On Jan. 12, 2017, Cohen and AT&T’s chief executive, Randall Stephenson, were both seen visiting Trump Tower in New York, days before the contract with Essential Consultants was signed.
But although the two men arrived within minutes of each other, they did not meet that day and have never met, AT&T said this week.
At the time, AT&T said that Stephenson had “a very good meeting” with Trump but that the Time Warner merger “was not a topic of discussion.”
“The conversation focused on how AT&T can work with the Trump administration to increase investment in the U.S., stimulate job creation in America, and make American companies more competitive globally,” the company said.
After the revelation of Cohen’s link to AT&T, ranking Democrats on antitrust subcommittees in the House and Senate sent a joint letter to the Justice Department’s top competition enforcer, Makan Delrahim, asking whether he knew of the company’s payments to Cohen during his agency’s independent review of the Time Warner merger.
The Justice Department declined to comment.
According to a person familiar with the matter who spoke on the condition of anonymity to describe ongoing litigation, Delrahim was not aware of AT&T’s payments to Cohen.
Meanwhile, Novartis chief executive Vasant Narasimhan sent an email to employees Thursday calling the company’s $1.2 million contract with Cohen a “mistake” and acknowledging that the revelation “was not a good day for Novartis.”

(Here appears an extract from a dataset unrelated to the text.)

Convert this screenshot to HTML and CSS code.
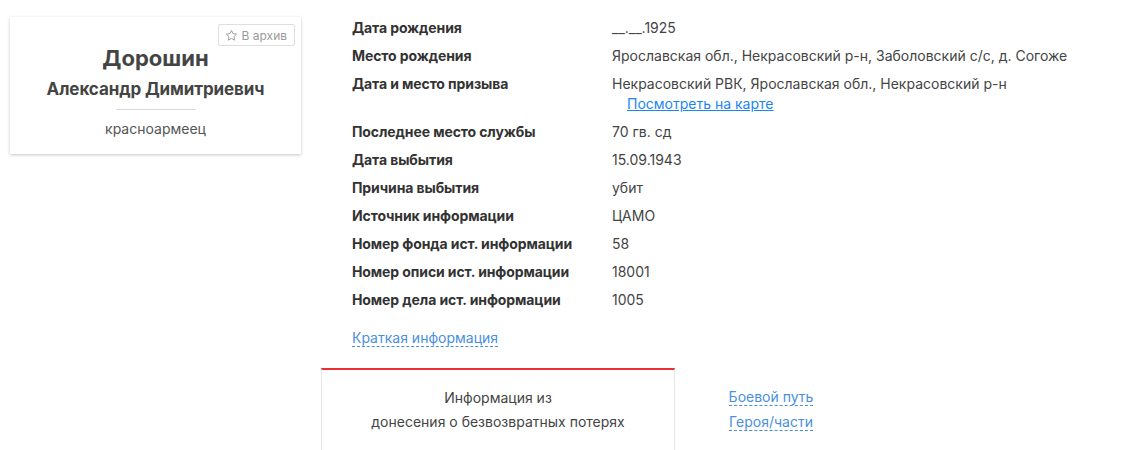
FILE: index.html
```html
<!DOCTYPE html>
<html lang="ru">
<head>
    <meta charset="UTF-8">
    <meta name="viewport" content="width=device-width, initial-scale=1.0">
    <title>Дорошин Александр Димитриевич</title>
    <link rel="stylesheet" href="styles.css">
</head>
<body>
    <div class="page">
        <!-- Person card -->
        <div class="hero-card">
            <button class="archive-btn">
                <svg class="star" width="13" height="13" viewBox="0 0 24 24">
                    <path d="M12 2.5l2.9 6.1 6.6.8-4.9 4.6 1.3 6.6L12 17.3l-5.9 3.3 1.3-6.6-4.9-4.6 6.6-.8z" fill="none" stroke="#9a9a9a" stroke-width="1.7" stroke-linejoin="round"/>
                </svg>
                В архив
            </button>
            <div class="hero-surname">Дорошин</div>
            <div class="hero-name">Александр Димитриевич</div>
            <div class="hero-divider"></div>
            <div class="hero-rank">красноармеец</div>
        </div>

        <!-- Details -->
        <div class="details">
            <div class="info-table">
                <div class="info-row">
                    <div class="info-label">Дата рождения</div>
                    <div class="info-value">__.__.1925</div>
                </div>
                <div class="info-row">
                    <div class="info-label">Место рождения</div>
                    <div class="info-value">Ярославская обл., Некрасовский р-н, Заболовский с/с, д. Согоже</div>
                </div>
                <div class="info-row">
                    <div class="info-label">Дата и место призыва</div>
                    <div class="info-value">
                        Некрасовский РВК, Ярославская обл., Некрасовский р-н
                        <a href="#" class="map-link">Посмотреть на карте</a>
                    </div>
                </div>
                <div class="info-row">
                    <div class="info-label">Последнее место службы</div>
                    <div class="info-value">70 гв. сд</div>
                </div>
                <div class="info-row">
                    <div class="info-label">Дата выбытия</div>
                    <div class="info-value">15.09.1943</div>
                </div>
                <div class="info-row">
                    <div class="info-label">Причина выбытия</div>
                    <div class="info-value">убит</div>
                </div>
                <div class="info-row">
                    <div class="info-label">Источник информации</div>
                    <div class="info-value">ЦАМО</div>
                </div>
                <div class="info-row">
                    <div class="info-label">Номер фонда ист. информации</div>
                    <div class="info-value">58</div>
                </div>
                <div class="info-row">
                    <div class="info-label">Номер описи ист. информации</div>
                    <div class="info-value">18001</div>
                </div>
                <div class="info-row">
                    <div class="info-label">Номер дела ист. информации</div>
                    <div class="info-value">1005</div>
                </div>
            </div>

            <div class="short-info">
                <a href="#" class="dashed-link">Краткая информация</a>
            </div>

            <div class="tabs">
                <div class="tab active">
                    Информация из<br>
                    донесения о безвозвратных потерях
                </div>
                <div class="tab-side">
                    <a href="#" class="dashed-link">Боевой путь<br>Героя/части</a>
                </div>
            </div>
        </div>
    </div>
</body>
</html>
```
FILE: styles.css
```css
* {
    margin: 0;
    padding: 0;
    box-sizing: border-box;
}

body {
    font-family: 'Inter', 'Noto Sans', sans-serif;
    font-size: 14px;
    color: #444;
    background: #fff;
}

.page {
    display: flex;
    align-items: flex-start;
    gap: 20px;
    padding: 14px 0 0 10px;
}

/* Person card */
.hero-card {
    width: 291px;
    margin-top: 3px;
    padding: 27px 10px 15px;
    background: #fff;
    box-shadow: 0 1px 3px rgba(0,0,0,0.22);
    text-align: center;
    position: relative;
}

.archive-btn {
    position: absolute;
    top: 7px;
    right: 6px;
    display: flex;
    align-items: center;
    gap: 4px;
    height: 22px;
    padding: 0 7px 0 6px;
    background: #fff;
    border: 1px solid #dedede;
    border-radius: 2px;
    font-family: inherit;
    font-size: 12px;
    color: #9a9a9a;
    cursor: pointer;
}

.hero-surname {
    font-size: 22px;
    font-weight: bold;
    color: #444;
    line-height: 28px;
}

.hero-name {
    margin-top: 5px;
    font-size: 17px;
    font-weight: bold;
    color: #444;
    line-height: 24px;
    letter-spacing: -0.1px;
}

.hero-divider {
    width: 80px;
    height: 1px;
    background: #dcdcdc;
    margin: 8px auto 9px;
}

.hero-rank {
    font-size: 14px;
    color: #555;
    line-height: 20px;
}

/* Details */
.details {
    width: 760px;
}

.info-table {
    padding-left: 31px;
}

.info-row {
    display: flex;
    padding: 4px 0;
    line-height: 20px;
}

.info-label {
    width: 260px;
    flex-shrink: 0;
    font-weight: bold;
    color: #333;
    letter-spacing: -0.1px;
}

.info-value {
    color: #444;
}

.map-link {
    display: block;
    margin-left: 15px;
    color: #1a86f5;
    text-decoration: underline;
}

.short-info {
    padding: 14px 0 0 31px;
    line-height: 20px;
}

.dashed-link {
    color: #4a8fdc;
    text-decoration: none;
    border-bottom: 1px dashed #4a8fdc;
}

/* Bottom tabs */
.tabs {
    display: flex;
    margin-top: 20px;
}

.tab {
    width: 354px;
    height: 90px;
    padding-top: 16px;
    border-top: 2px solid #ec2c36;
    border-left: 1px solid #e6e6e6;
    border-right: 1px solid #e6e6e6;
    text-align: center;
    line-height: 24px;
    color: #444;
}

.tab-side {
    width: 192px;
    padding-top: 16px;
    text-align: center;
    line-height: 25px;
}
```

“We made a mistake in entering into this engagement and, as a consequence, are being criticized by a world that expects more from us,” Narasimhan wrote.
Narasimhan joined the company in 2005 but did not take the helm of the global drug company until this February. “I was not involved with any aspect of this situation,” Narasimhan wrote to employees, adding that it had been a difficult day for him and his family.
Carolyn Y. Johnson contributed to this report.